Early after its founding in 1968, the Metropolitan Community Churches started performing gay marriages, though such marriages had no legal recognition. One of the MCC ministers leading that effort was former "faith healing evangelist" Bob Sirico, who in 1972 announced he would perform gay marriages. Sirico performed a marriage ceremony for two men after Boulder, Colorado officials issued the men a marriage license, which was later declared invalid.

As an aside, Sirico, whose history was oddly erratic, now runs a Catholic right-wing think tank with close connections to the anti-gay Templeton family and Templeton Foundation. The Nation reports Sirico's group "received hundreds of thousands of dollars in Templeton grants in recent years." Jack Templeton and his wife gave over $1 million to the "Yes on 8" campaign and also funded the National Organization for Marriage. Jennifer Roback Morse, a NOM operative, is listed as a staff member of Sirico's organization.

Three same-sex couples in Hawaii applied for marriage licenses in 1990. They were turned down and then filed suit. That case was dismissed and they appealed to the Supreme Court of Hawaii in 1991. That Court sent the case back to the trial court with instructions that "strict scrutiny" standards be applied. This was widely seen as a move that would recognize same-sex marriages. The state legislature then wrote a stricter law excluding gay couples and formed a commission to study the issue. In 1996, that commission recommended that same-sex couples be allowed to marry, but two years later a political initiative, pushed by Catholic and Mormon forces, banned same-sex marriage there.

It was in 1996, conservatives in Congress introduced a federal "Defense of Marriage Act," making it illegal for the federal government to treat gay couples as married. The first state to legalize same-sex marriage, Massachusetts, only did so eight years after the religious right made this a national issue, and 30 years after the fight for marriage equality began.

Hawaii's Amendment 2 was the example "rednecks" nationwide would follow. Alaska voted for a ballot measure banning gay marriage in 1998, Nebraska did so in 2000, and Nevada in 2002. In 2004, another 13 conservative states made banning same-sex marriage a state issue. That year, the Bush administration tried to pass a Federal Marriage Amendment to the U.S. Constitution. What had been a local issue in Hawaii and Massachusetts was now on the national stage.
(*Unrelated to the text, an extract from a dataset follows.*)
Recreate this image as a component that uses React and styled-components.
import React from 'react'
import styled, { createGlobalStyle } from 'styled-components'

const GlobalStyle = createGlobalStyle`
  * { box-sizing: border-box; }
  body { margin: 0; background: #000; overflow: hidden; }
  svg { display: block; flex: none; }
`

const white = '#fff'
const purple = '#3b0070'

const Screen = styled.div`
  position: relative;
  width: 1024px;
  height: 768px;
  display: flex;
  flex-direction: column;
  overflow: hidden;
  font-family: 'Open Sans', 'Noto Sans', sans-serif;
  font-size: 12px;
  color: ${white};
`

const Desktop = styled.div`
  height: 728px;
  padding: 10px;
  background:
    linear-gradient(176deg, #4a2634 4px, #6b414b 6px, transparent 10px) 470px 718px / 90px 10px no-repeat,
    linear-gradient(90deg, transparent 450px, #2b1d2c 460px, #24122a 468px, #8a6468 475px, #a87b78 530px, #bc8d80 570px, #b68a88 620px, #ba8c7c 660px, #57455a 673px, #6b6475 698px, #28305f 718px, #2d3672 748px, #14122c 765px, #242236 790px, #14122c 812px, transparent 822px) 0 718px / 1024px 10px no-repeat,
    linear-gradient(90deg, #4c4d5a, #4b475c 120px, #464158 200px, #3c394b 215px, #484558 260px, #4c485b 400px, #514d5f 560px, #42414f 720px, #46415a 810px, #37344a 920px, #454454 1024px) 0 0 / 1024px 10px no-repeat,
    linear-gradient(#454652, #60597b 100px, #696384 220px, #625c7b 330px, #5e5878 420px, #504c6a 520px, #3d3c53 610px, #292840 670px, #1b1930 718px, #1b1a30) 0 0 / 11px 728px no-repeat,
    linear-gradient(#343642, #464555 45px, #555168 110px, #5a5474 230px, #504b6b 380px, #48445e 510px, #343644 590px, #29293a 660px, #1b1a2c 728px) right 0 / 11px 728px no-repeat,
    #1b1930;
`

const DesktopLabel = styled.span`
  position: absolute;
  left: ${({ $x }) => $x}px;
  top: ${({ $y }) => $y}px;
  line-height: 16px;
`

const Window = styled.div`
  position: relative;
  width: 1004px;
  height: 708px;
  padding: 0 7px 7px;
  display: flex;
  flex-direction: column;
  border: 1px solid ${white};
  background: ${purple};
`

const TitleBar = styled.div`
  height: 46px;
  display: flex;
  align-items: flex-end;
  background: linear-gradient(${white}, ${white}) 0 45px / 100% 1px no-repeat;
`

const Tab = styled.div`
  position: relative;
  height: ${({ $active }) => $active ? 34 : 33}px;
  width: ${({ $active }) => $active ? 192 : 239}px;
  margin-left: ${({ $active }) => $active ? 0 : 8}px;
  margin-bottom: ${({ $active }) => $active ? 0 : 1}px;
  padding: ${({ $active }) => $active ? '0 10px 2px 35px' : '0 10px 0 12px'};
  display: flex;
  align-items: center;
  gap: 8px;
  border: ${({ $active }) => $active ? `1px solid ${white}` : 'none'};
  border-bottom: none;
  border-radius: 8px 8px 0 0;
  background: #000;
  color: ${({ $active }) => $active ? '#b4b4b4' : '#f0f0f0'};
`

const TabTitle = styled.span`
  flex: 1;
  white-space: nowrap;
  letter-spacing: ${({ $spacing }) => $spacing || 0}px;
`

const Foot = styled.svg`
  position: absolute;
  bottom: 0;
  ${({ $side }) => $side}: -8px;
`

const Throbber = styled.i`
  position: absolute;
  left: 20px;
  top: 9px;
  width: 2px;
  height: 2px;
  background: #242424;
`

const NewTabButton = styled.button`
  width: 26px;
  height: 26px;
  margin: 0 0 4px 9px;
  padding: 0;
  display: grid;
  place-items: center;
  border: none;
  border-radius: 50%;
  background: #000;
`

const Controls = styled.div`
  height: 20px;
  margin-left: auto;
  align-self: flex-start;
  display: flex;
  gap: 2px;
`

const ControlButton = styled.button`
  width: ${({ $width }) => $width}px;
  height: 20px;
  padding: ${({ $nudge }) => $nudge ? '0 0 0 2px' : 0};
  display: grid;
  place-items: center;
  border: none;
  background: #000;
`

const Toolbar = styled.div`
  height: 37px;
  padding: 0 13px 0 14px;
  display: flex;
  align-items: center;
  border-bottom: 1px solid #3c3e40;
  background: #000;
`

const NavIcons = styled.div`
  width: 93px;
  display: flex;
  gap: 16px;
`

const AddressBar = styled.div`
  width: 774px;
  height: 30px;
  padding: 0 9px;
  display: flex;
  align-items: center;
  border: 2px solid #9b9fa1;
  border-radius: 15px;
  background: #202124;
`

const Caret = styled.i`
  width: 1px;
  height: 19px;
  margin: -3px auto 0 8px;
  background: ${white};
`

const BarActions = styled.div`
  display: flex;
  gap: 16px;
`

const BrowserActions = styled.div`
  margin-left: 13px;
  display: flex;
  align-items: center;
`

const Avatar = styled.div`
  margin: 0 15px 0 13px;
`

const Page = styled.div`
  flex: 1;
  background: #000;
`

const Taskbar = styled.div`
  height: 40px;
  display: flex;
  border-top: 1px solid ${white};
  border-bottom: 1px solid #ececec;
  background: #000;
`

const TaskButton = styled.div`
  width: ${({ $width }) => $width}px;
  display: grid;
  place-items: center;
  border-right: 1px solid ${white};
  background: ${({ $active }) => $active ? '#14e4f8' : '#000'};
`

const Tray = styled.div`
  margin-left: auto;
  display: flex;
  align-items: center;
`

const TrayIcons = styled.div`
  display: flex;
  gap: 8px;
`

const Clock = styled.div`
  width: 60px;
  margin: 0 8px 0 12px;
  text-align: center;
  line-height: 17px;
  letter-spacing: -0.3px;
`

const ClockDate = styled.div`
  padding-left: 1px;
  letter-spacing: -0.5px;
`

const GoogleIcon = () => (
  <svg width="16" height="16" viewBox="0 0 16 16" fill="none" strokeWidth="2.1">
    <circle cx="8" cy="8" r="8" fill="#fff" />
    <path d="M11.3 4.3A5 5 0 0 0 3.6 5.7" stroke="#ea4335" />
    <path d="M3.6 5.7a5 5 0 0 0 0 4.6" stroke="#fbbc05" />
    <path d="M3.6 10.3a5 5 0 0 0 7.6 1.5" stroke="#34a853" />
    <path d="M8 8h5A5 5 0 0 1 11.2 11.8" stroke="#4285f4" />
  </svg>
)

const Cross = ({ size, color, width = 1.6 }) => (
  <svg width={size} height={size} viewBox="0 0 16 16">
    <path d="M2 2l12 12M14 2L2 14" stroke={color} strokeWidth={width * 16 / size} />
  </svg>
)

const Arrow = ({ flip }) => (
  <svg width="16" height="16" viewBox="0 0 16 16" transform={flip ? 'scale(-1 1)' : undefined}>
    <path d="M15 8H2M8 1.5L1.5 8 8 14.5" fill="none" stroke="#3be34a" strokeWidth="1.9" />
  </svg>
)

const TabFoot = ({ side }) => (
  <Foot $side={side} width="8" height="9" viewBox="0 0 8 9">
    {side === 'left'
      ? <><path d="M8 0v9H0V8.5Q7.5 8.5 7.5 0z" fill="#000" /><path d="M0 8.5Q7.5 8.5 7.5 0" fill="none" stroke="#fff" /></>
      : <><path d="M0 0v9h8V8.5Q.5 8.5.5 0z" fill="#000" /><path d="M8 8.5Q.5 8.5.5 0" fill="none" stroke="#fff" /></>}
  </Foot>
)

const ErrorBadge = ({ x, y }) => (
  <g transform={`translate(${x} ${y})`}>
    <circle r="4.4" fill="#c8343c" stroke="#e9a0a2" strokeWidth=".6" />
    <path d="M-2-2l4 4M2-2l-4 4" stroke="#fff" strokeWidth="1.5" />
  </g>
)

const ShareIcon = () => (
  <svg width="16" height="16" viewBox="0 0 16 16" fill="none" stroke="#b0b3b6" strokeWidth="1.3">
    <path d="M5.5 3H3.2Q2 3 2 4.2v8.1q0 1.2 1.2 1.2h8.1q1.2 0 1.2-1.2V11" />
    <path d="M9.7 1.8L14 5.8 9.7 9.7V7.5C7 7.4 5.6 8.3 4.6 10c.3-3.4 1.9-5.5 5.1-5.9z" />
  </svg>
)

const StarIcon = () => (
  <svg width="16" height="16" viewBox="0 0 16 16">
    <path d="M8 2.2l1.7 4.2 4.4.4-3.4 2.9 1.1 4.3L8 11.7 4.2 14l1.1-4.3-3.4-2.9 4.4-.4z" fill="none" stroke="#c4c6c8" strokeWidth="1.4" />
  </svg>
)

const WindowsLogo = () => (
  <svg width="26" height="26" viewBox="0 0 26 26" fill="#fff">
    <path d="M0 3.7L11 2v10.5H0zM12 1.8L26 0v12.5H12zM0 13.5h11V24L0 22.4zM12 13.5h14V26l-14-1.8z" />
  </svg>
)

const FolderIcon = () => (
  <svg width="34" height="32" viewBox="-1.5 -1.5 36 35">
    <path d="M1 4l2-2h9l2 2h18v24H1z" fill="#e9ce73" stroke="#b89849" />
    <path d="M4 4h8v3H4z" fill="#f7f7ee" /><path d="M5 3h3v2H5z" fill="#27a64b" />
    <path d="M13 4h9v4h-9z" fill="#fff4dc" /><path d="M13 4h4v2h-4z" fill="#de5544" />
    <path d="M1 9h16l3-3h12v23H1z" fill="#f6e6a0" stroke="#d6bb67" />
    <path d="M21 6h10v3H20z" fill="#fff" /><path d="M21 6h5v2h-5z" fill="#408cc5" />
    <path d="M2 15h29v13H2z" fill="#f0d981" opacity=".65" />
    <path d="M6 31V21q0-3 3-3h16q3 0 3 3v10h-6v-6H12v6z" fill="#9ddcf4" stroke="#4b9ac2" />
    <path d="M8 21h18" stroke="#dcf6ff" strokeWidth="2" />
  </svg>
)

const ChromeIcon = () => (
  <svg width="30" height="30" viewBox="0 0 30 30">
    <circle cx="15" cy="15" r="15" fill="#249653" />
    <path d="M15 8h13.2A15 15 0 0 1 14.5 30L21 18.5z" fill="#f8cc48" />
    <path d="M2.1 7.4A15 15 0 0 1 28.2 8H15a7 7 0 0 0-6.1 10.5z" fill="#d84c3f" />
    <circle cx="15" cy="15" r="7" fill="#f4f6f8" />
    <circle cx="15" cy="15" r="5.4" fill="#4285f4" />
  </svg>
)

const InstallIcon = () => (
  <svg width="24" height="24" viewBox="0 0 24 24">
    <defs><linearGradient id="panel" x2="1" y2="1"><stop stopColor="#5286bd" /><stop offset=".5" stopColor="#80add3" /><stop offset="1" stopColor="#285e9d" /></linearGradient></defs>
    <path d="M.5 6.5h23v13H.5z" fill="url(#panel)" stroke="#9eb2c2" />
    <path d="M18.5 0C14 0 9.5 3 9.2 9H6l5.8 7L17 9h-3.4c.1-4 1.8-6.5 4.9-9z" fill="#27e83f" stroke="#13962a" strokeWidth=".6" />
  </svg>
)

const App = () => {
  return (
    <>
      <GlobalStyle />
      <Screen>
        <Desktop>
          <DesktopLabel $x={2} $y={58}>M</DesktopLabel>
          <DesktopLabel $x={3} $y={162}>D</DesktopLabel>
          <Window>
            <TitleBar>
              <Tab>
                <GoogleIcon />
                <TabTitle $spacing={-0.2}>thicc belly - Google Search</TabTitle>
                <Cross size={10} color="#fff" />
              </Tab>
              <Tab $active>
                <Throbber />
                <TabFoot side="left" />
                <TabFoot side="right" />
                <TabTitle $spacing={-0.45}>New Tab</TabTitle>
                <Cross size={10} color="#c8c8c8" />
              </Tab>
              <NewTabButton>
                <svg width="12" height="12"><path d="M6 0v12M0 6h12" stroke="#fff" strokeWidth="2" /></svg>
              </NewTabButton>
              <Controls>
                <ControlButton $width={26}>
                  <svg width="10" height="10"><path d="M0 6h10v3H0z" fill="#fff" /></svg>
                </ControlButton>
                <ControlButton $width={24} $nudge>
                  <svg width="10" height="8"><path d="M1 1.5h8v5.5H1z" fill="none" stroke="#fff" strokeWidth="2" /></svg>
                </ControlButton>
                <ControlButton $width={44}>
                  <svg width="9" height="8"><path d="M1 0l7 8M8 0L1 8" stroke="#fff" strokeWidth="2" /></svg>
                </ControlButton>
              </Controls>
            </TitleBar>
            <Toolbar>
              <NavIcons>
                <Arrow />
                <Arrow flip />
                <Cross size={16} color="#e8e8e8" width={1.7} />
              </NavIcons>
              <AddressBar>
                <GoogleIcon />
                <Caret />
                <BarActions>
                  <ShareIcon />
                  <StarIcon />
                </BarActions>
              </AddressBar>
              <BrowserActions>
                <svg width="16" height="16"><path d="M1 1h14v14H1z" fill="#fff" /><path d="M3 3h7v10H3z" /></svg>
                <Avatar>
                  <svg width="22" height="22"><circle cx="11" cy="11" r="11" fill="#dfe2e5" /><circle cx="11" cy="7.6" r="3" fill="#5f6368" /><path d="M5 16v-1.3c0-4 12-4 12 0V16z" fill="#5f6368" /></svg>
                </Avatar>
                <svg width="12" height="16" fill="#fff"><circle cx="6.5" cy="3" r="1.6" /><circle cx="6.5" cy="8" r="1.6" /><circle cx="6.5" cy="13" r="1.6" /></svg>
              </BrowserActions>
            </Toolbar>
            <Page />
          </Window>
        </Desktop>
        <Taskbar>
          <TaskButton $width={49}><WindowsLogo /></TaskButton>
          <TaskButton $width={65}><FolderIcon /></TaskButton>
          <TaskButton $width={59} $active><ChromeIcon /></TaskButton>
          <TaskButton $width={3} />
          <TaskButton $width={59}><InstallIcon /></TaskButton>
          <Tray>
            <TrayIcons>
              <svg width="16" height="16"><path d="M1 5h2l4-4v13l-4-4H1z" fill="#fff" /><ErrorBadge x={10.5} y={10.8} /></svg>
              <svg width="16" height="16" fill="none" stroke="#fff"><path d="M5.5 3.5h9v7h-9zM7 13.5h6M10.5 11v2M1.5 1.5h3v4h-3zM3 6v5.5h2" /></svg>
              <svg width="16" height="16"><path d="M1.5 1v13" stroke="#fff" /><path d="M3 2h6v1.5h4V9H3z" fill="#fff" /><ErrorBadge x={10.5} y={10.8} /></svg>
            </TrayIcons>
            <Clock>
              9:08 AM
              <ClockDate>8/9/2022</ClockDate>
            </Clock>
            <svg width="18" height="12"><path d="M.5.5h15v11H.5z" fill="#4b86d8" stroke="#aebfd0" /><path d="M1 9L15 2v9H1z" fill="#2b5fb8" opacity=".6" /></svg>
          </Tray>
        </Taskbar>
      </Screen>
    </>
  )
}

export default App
However, it was those of the "religious or redneck persuasion" who turned same-sex marriage into a culture war battle. With state initiatives across the country, and an attempt to amend the U.S. Constitution, conservatives made same-sex marriage a national issue because they thought it could be used to embarrass Democrats. However, they entered an intellectual battle unarmed.

Victory for marriage equality clearly imminent, but it has not been speedy. The people who truly made this a national debate are the Religious Right, and for that I'm thankful.